Despite constant and ongoing pleas from families, selfless volunteers and those who support our veterans, the leadership of the Wilkes-Barre VA has refused to update its oppressive pandemic policies. What exactly does that mean? Here are a few facts:

FACT: The Wilkes-Barre VA has not organized an off-site recreational outing since March 2020 – that’s three years and three months ago! Meanwhile, nursing homes and our state-run veterans’ homes resumed similar recreational outings more than a year ago. The VA says that it’s working to schedule outings… but our veterans are still waiting.

FACT: Veterans being treated in the Substance Abuse Residential Rehabilitation Treatment Program Unit have not been able to see any visitors since March 2020. Many of these veterans suffer from PTSD, making them even more vulnerable than most to the devastating effects of loneliness. Not allowing visitors is inhumane and removes a crucial support – friends and family.

FACT: Family members and friends wanting to visit other residents at the Wilkes-Barre VA are still required to make an appointment. This makes spontaneous visits absolutely impossible – and it imposes a completely unnecessary barrier to visiting. The Wilkes-Barre VA serves 18 counties in Pennsylvania and one in New York. Many families travel several hours – one way – to get to the VA. The goal should be to make visiting easier, not harder.

FACT: The support group for Vietnam veterans, which included many with PTSD, has not met since March 2020. A veteran who was part of this support group reached out to me. What he had to report was nothing less than tragic. He told me that three members of his group have died by suicide since the meetings stopped. Pennsylvania lost 240 veterans to suicide in 2020 alone. We know veteran suicide rates are strikingly higher than for non-veterans, and the VA must bring back this support group now.

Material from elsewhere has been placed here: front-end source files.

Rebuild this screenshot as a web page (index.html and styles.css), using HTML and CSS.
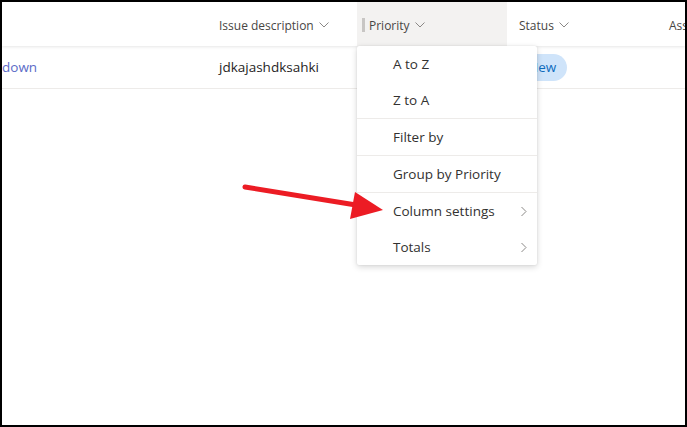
FILE: index.html
```html
<!DOCTYPE html>
<html lang="en">

<head>
    <meta charset="UTF-8">
    <title>Issues list - column menu</title>
    <link rel="stylesheet" href="styles.css">
</head>

<body>
    <div class="frame">
        <div class="list">
            <div class="row header">
                <div class="cell col-title"></div>
                <div class="cell col-desc">Issue description <svg class="chev" viewBox="0 0 10 6"><path d="M0.5 0.5 L5 5 L9.5 0.5" /></svg></div>
                <div class="cell col-priority active"><span class="grip"></span>Priority <svg class="chev" viewBox="0 0 10 6"><path d="M0.5 0.5 L5 5 L9.5 0.5" /></svg></div>
                <div class="cell col-status">Status <svg class="chev" viewBox="0 0 10 6"><path d="M0.5 0.5 L5 5 L9.5 0.5" /></svg></div>
                <div class="cell col-assigned">Ass</div>
            </div>
            <div class="row item">
                <div class="cell col-title"><a class="link" href="#">down</a></div>
                <div class="cell col-desc text">jdkajashdksahki</div>
                <div class="cell col-priority"></div>
                <div class="cell col-status"><span class="pill">New</span></div>
                <div class="cell col-assigned"></div>
            </div>
        </div>

        <!-- column header menu -->
        <div class="menu">
            <div class="menu-item">A to Z</div>
            <div class="menu-item">Z to A</div>
            <div class="menu-sep"></div>
            <div class="menu-item">Filter by</div>
            <div class="menu-sep"></div>
            <div class="menu-item">Group by Priority</div>
            <div class="menu-sep"></div>
            <div class="menu-item">Column settings <svg class="chev-right" viewBox="0 0 6 10"><path d="M0.5 0.5 L5 5 L0.5 9.5" /></svg></div>
            <div class="menu-item">Totals <svg class="chev-right" viewBox="0 0 6 10"><path d="M0.5 0.5 L5 5 L0.5 9.5" /></svg></div>
        </div>

        <svg class="arrow" viewBox="0 0 687 427">
            <line x1="245" y1="187" x2="356" y2="205" stroke="#ec1c24" stroke-width="5" stroke-linecap="round" />
            <polygon points="355,192 383,210 350,219" fill="#ec1c24" />
        </svg>
    </div>
</body>

</html>
```

FILE: styles.css
```css
body {
    margin: 0;
    font-family: "Open Sans", "Noto Sans", sans-serif;
    background: #fff;
}

.frame {
    position: relative;
    width: 687px;
    height: 427px;
    box-sizing: border-box;
    border: 2px solid #000;
    overflow: hidden;
    background: #fff;
}

.list {
    display: flex;
    flex-direction: column;
}

.row {
    display: flex;
    align-items: stretch;
}

.header {
    height: 44px;
    box-shadow: 0 1px 3px rgba(0, 0, 0, 0.1);
    position: relative;
    z-index: 1;
}

.item {
    height: 42px;
    border-bottom: 1px solid #edebe9;
}

.cell {
    display: flex;
    align-items: center;
    padding-left: 12px;
    box-sizing: border-box;
    flex-shrink: 0;
}

.header .cell {
    font-size: 12px;
    color: #484644;
    padding-top: 2px;
}

.col-title {
    width: 205px;
    padding-left: 0;
}

.col-desc {
    width: 150px;
}

.col-priority {
    width: 150px;
}

.col-status {
    width: 150px;
}

.col-assigned {
    width: 150px;
}

.header .active {
    background: #f3f2f1;
    padding-left: 5px;
}

.grip {
    display: inline-block;
    width: 3px;
    height: 14px;
    background: #c8c6c4;
    margin-right: 4px;
}

.chev {
    width: 10px;
    height: 6px;
    margin-left: 5px;
    fill: none;
    stroke: #8a8886;
    stroke-width: 1;
}

.link {
    color: #5b6bc7;
    text-decoration: none;
    font-size: 13.5px;
}

.text {
    font-size: 13.5px;
    color: #252423;
}

.pill {
    display: inline-block;
    background: #cfe4fa;
    color: #0f6cbd;
    font-size: 13.5px;
    line-height: 27px;
    padding: 0 11px;
    border-radius: 14px;
    margin-left: -2px;
}

.menu {
    position: absolute;
    left: 355px;
    top: 44px;
    width: 180px;
    background: #fff;
    border-radius: 2px;
    box-shadow: 0 2px 6px rgba(0, 0, 0, 0.16), 0 0 2px rgba(0, 0, 0, 0.1);
    z-index: 2;
}

.menu-item {
    height: 36px;
    display: flex;
    align-items: center;
    padding-left: 36px;
    padding-right: 10px;
    font-size: 13.5px;
    color: #323130;
}

.menu-sep {
    height: 1px;
    background: #edebe9;
}

.chev-right {
    width: 6px;
    height: 11px;
    margin-left: auto;
    fill: none;
    stroke: #8a8886;
    stroke-width: 1;
}

.arrow {
    position: absolute;
    left: -2px;
    top: -2px;
    width: 687px;
    height: 427px;
    z-index: 3;
    pointer-events: none;
}
```
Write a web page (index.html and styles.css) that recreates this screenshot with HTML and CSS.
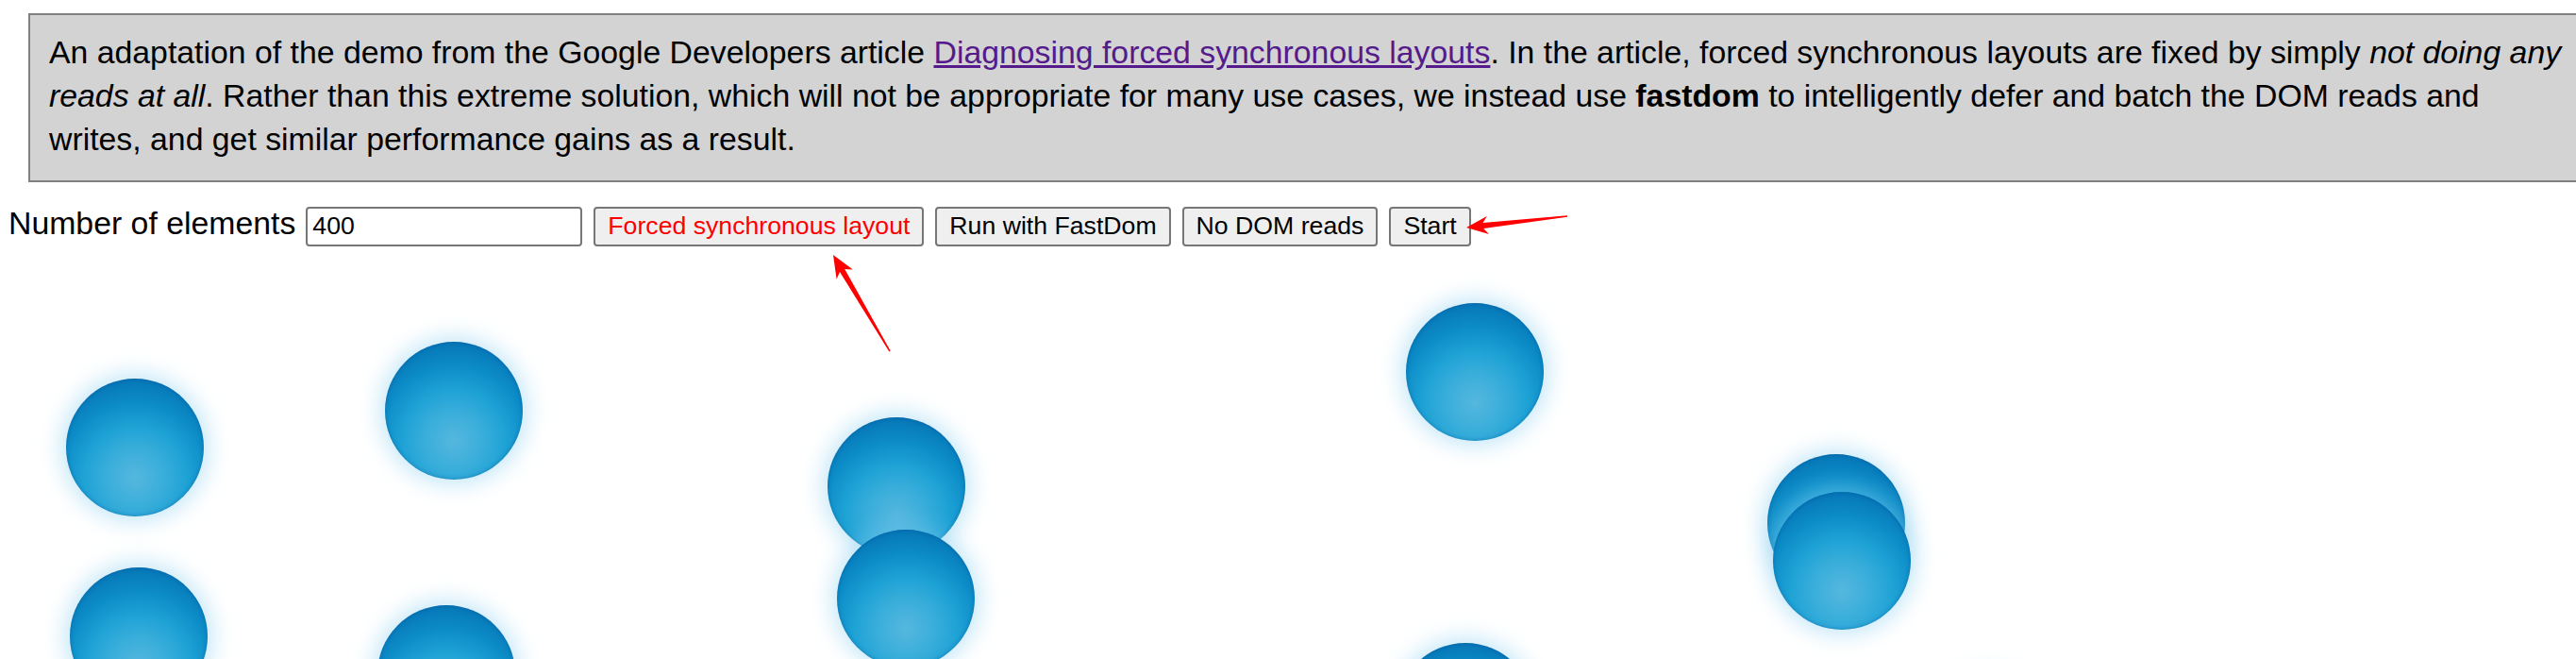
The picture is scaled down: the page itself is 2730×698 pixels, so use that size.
FILE: index.html
```html
<!DOCTYPE html>
<html lang="en">
<head>
<meta charset="utf-8">
<title>FastDom animation demo</title>
<link rel="stylesheet" href="styles.css">
</head>
<body>
<div class="intro">An adaptation of the demo from the Google Developers article <a class="intro-link" href="#">Diagnosing forced synchronous layouts</a>. In the article, forced synchronous layouts are fixed by simply <em>not doing any<br>reads at all</em>. Rather than this extreme solution, which will not be appropriate for many use cases, we instead use <strong>fastdom</strong> to intelligently defer and batch the DOM reads and<br>writes, and get similar performance gains as a result.</div>

<div class="controls">
  <label class="count-label" for="count">Number of elements</label>
  <input class="count-input" id="count" type="text" value="400">
  <button class="btn btn-forced" type="button">Forced synchronous layout</button>
  <button class="btn" type="button">Run with FastDom</button>
  <button class="btn" type="button">No DOM reads</button>
  <button class="btn" type="button">Start</button>
</div>

<div class="stage">
  <div class="ball" style="left:70px;top:140px"></div>
  <div class="ball" style="left:408px;top:101px"></div>
  <div class="ball" style="left:877px;top:181px"></div>
  <div class="ball" style="left:887px;top:300px"></div>
  <div class="ball" style="left:74px;top:340px"></div>
  <div class="ball" style="left:400px;top:380px"></div>
  <div class="ball" style="left:1490px;top:60px"></div>
  <div class="ball" style="left:1873px;top:220px"></div>
  <div class="ball" style="left:1879px;top:260px"></div>
  <div class="ball" style="left:1480px;top:420px"></div>
  <div class="ball" style="left:2034px;top:457px"></div>
</div>

<svg class="annotations" width="2730" height="698" viewBox="0 0 2730 698" aria-hidden="true">
  <polygon fill="#ff0000" points="883,270 903.8,285.6 895.2,284.9 943.6,371.6 942.4,372.4 890.0,287.9 886.6,295.8"/>
  <polygon fill="#ff0000" points="1554,241 1575.8,229.0 1571.6,236.0 1660.9,228.3 1661.1,229.7 1572.2,242.0 1577.9,247.9"/>
</svg>
</body>
</html>
```

FILE: styles.css
```css
html,
body {
  margin: 0;
  padding: 0;
  overflow: hidden;
  background: #ffffff;
}

body {
  position: relative;
  width: 2730px;
  height: 698px;
  font-family: "Liberation Sans", Arial, Helvetica, sans-serif;
  color: #000000;
}

.intro {
  box-sizing: content-box;
  width: 2700px;
  margin: 14px 0 0 30px;
  padding: 16px 20px 21px;
  border: 2px solid #808080;
  background: #d3d3d3;
  font-size: 33.8px;
  line-height: 46px;
  white-space: nowrap;
}

.intro-link {
  color: #551a8b;
  text-decoration: underline;
}

.controls {
  display: flex;
  align-items: baseline;
  gap: 12px;
  margin-top: 24px;
  padding-left: 9px;
}

.count-label {
  font-size: 33.8px;
  margin-right: -1px;
}

.count-input {
  box-sizing: border-box;
  width: 293px;
  height: 42px;
  margin: 0;
  padding: 0 5px;
  border: 2px solid #767676;
  border-radius: 4px;
  background: #ffffff;
  font-family: "Liberation Sans", Arial, sans-serif;
  font-size: 26.67px;
  color: #000000;
}

.btn {
  box-sizing: border-box;
  height: 42px;
  margin: 0;
  padding: 0 13px;
  border: 2px solid #767676;
  border-radius: 4px;
  background: #efefef;
  font-family: "Liberation Sans", Arial, sans-serif;
  font-size: 26.67px;
  color: #000000;
}

.btn-forced {
  color: #ff0000;
}

.stage {
  position: relative;
  height: 439px;
  overflow: hidden;
}

.ball {
  position: absolute;
  width: 146px;
  height: 146px;
  border-radius: 50%;
  background: radial-gradient(circle 110px at 50% 72%, #55b7de 0px, #3aaedb 30px, #1ea2d5 55px, #0c8cc7 80px, #0676b7 105px);
  box-shadow: 0 0 22px 6px rgba(130, 205, 240, 0.45), inset 0 0 4px rgba(0, 70, 140, 0.45);
}

.annotations {
  position: absolute;
  top: 0;
  left: 0;
  pointer-events: none;
}
```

The leadership at the Wilkes-Barre VA Medical Center certainly cannot claim to be ignorant of these facts.

On August 3, 2022, a “Free Our Veterans” rally was held at the facility to raise awareness about the living conditions there.

Also in August 2022, papers across the state published an op-ed I authored decrying the conditions at the Wilkes-Barre VA, “where elderly and ailing vets have been treated more like prisoners of war than heroes worthy of the freedoms they guarded.”

On October 5, 2022, I wrote to President Joe Biden and Veterans Affairs Secretary Denis McDonough explaining the situation and urging them to update the policies and guidance given to federal VA facilities. The response felt entirely disinterested and promised no change at all.

Last month, Congressman Matt Cartwright and I sent a joint letter to the Wilkes-Barre VA Medical Center’s Director, Russell Lloyd, in the hopes that he might take action. His response – and this is hard to believe – was even more tepid than the one from Secretary McDonough. It even lifted a paragraph from McDonough’s letter, word for word.

Our President himself said the pandemic was over in September 2022, and the national emergency officially ended on May 11, 2023. Now, nearly a month has passed with no evidence of the Wilkes-Barre VA being willing to update its egregious policies to reflect reality.

Even in the best circumstances, our ailing and elderly heroes struggle to maintain their connection with the wider world – a world they fought to protect – and to maintain their dignity as time takes its toll. They shouldn’t be forced to spend a second longer in a bureaucratic form of solitary confinement.

It’s way past time to show true compassion. If Director Lloyd is not up to the task, perhaps he should step aside and make room for someone who will provide dignity and respect to our brave heroes – instead of institutionalizing them.

In a few weeks Americans will celebrate our nation’s independence, the birth of our democracy. But how can anyone really celebrate when our family, friends and neighbors who have kept us safe and free remain under lock and key? They fought for us, and we must fight for them.